Information gateways will not only depend upon the use of classification schemes to record subject information. For example, they would use either uncontrolled keywords or terms taken from thesauri, subject headings, authority files and other vocabularies to record subject information. These subject terms complement the assigned classification codes by being used to improve the precision of search results from gateways and to guide users into using appropriate terminologies to aid resource discovery. Classification schemes are used to help group related documents within a well defined subject area; keywords can be used to give a detailed description of the concepts covered by an individual document. A combination of keywords should be used so that a document can be described as specifically as possible and to aid the retrieval of relevant documents. However, it is impossible to record relationships between uncontrolled keywords and therefore they are useless for structured browsing. Thesauri terms can sometimes come with explicit and complete (hierarchic) structures that may be suitable to replace a classification system and any conclusions about classification in this chapter could also be applied to this type of thesauri. Note that information gateways should include both subject keywords and subject classification in its records so that the gateway can explore different but complementary subject indexing approaches and can support both browsing and searching.
The scope of the service: its subject, language and geographic coverage and its target user population are normally the main criteria for the choice of classification scheme.

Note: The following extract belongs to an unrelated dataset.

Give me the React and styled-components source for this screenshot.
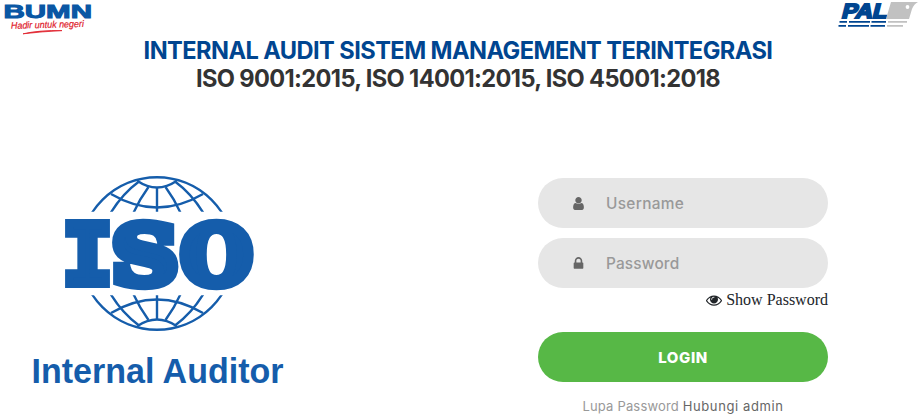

In some situations the solution is quite obvious. a)Where a gateway gives access to resources from all areas of knowledge, published throughout the world and in many languages and intended to be offered to an international multi-disciplinary community of users, an existing universal scheme should be selected, at least as a basic solution. DDC and UDC have a good multilingual capability due to the fact that the codes they produce are entirely numerical and their schedules have been widely translated (into up to 30 different languages). b) If the collection, however, focuses on a rather limited subject area or discipline and there is a suitable international subject-specific scheme available, this should be used. c) If your service is a national service targeted primarily to one country, you may want to consider a national general scheme.
Problems will occur for services covering subjects where several different schemes exist (e.g. the earth sciences) or services that cover more than one single subject area (e.g. the social sciences). In these cases mapping and linking between schemes, the use of concordances for conversion or extensions of a scheme may help (cf. 14-16). There will also be problems when there is no comprehensive scheme available for a service covering a particular geographic area or subject scope. Then, a classification structure has to be created for the specific service or, preferably, as a co-operative effort with recorded relations and mappings to existing schemes (cf. 6).
A list of web accessible classification systems and thesauri is maintained at: Koch, ongoing
It might influence your decision how familiar the staff is with the considered schemes and what kind of maintenance is provided by the owner of the classification system. This could affect how fast the gateway can grow in the beginning.
a) How do the considered systems compare in quality and controlled revision? (cf. 3, 6, 7, 8, 9, 12) b) Is the scheme you want to use available in machine-readable form? c) Is the scheme you want to use freely available for use on the Internet or do you need to acquire a license?
Are there any mappings available between the candidate schemes and other established subject-specific or universal schemes which can secure interoperability to other services, now or in the future? (cf. 16) ** CROSS REFERENCE to the Interoperability chapter **
How do the different alternative schemes and methods compare when it comes to total costs? The costs are for information specialists and technicians as well as for servers and programs being used. The initialization of a service will cost a lot since all issues within this handbook need to be investigated. When the service is up and running the costs will be lower.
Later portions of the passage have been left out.